La comparaison avec ces différents modèles permet de mettre en lumière les forces du système français, notamment en termes de financement et d'accessibilité, tout en identifiant des pistes d'amélioration potentielles.
Enjeux de la formation continue dans l'économie française
La formation continue, dont le CIF a été un pilier pendant de nombreuses années, joue un rôle crucial dans l'adaptation de l'économie française aux défis contemporains :
- L'automatisation et la digitalisation de nombreux secteurs nécessitent une mise à niveau constante des compétences de la main-d'œuvre.
- La transition écologique crée de nouveaux métiers et transforme les existants, exigeant des formations spécifiques.
- L'allongement de la vie professionnelle rend indispensable la possibilité de se reconvertir au cours de sa carrière.
Dans ce contexte, le succès du CPF de transition professionnelle et des dispositifs qui lui succéderont sera crucial pour maintenir la compétitivité de l'économie française et assurer l'employabilité des travailleurs tout au long de leur vie active.
La formation continue n'est plus un luxe mais une nécessité dans une économie en mutation rapide. Les dispositifs comme le CIF, et maintenant le CPF de transition, sont des outils essentiels pour naviguer dans ce nouveau paysage professionnel.

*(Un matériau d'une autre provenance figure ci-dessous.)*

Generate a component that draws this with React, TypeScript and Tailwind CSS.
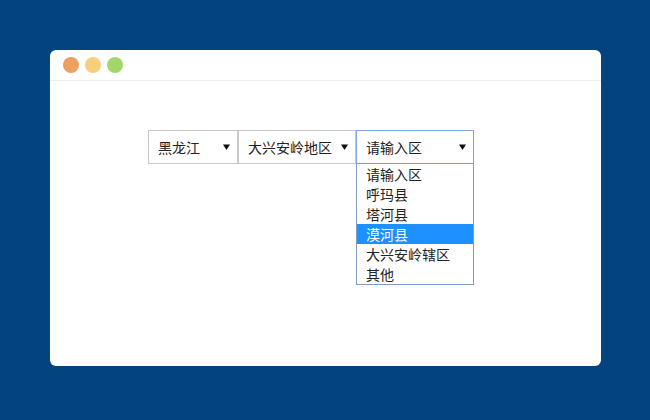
import React from 'react';

const font = { fontFamily: '"Noto Sans CJK SC", "Noto Sans", sans-serif' };

const options = ['请输入区', '呼玛县', '塔河县', '漠河县', '大兴安岭辖区', '其他'];

function Caret() {
  return (
    <svg width="7" height="6" viewBox="0 0 7 6" className="block">
      <path d="M0 0.5 L7 0.5 L3.5 6 Z" fill="#111" />
    </svg>
  );
}

function FakeSelect({ label, width, focused }: { label: string; width: string; focused?: boolean }) {
  return (
    <div
      className={`${width} h-[34px] flex items-center justify-between pl-[9px] pr-[7px] bg-white border ${
        focused ? 'border-[#7ea6e0]' : 'border-[#c8c8c8]'
      }`}
    >
      <span className="text-[14px] text-[#222]">{label}</span>
      <Caret />
    </div>
  );
}

export default function App() {
  return (
    <div className="w-[650px] h-[420px] bg-[#03437f] pt-[50px] pl-[50px]" style={font}>
      <div className="w-[551px] h-[316px] bg-white rounded-[6px] overflow-hidden">
        <div className="h-[31px] flex items-center gap-[6px] pl-[13px] border-b border-[#ececec]">
          <span className="w-4 h-4 rounded-full bg-[#eca062]" />
          <span className="w-4 h-4 rounded-full bg-[#f7cf7b]" />
          <span className="w-4 h-4 rounded-full bg-[#a4d66b]" />
        </div>
        <div className="flex pl-[98px] pt-[49px]">
          <FakeSelect label="黑龙江" width="w-[90px]" />
          <FakeSelect label="大兴安岭地区" width="w-[118px]" />
          <div className="relative">
            <FakeSelect label="请输入区" width="w-[118px]" focused />
            <div className="absolute left-0 top-[33px] w-[118px] bg-white border border-[#7f9dc0] flex flex-col">
              {options.map((o) => (
                <div
                  key={o}
                  className={`h-[20px] leading-[20px] pl-[9px] text-[14px] ${
                    o === '漠河县' ? 'bg-[#1e90ff] text-white' : 'text-[#222]'
                  }`}
                >
                  {o}
                </div>
              ))}
            </div>
          </div>
        </div>
      </div>
    </div>
  );
}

En conclusion, bien que le CIF ait cédé la place au CPF de transition professionnelle, son héritage perdure dans le système français de formation continue. Les principes fondamentaux d'accessibilité, de financement partagé et de soutien à l'évolution professionnelle restent au cœur des politiques de formation. L'avenir de ces dispositifs sera déterminant pour la capacité de la France à relever les défis économiques et sociaux du 21e siècle.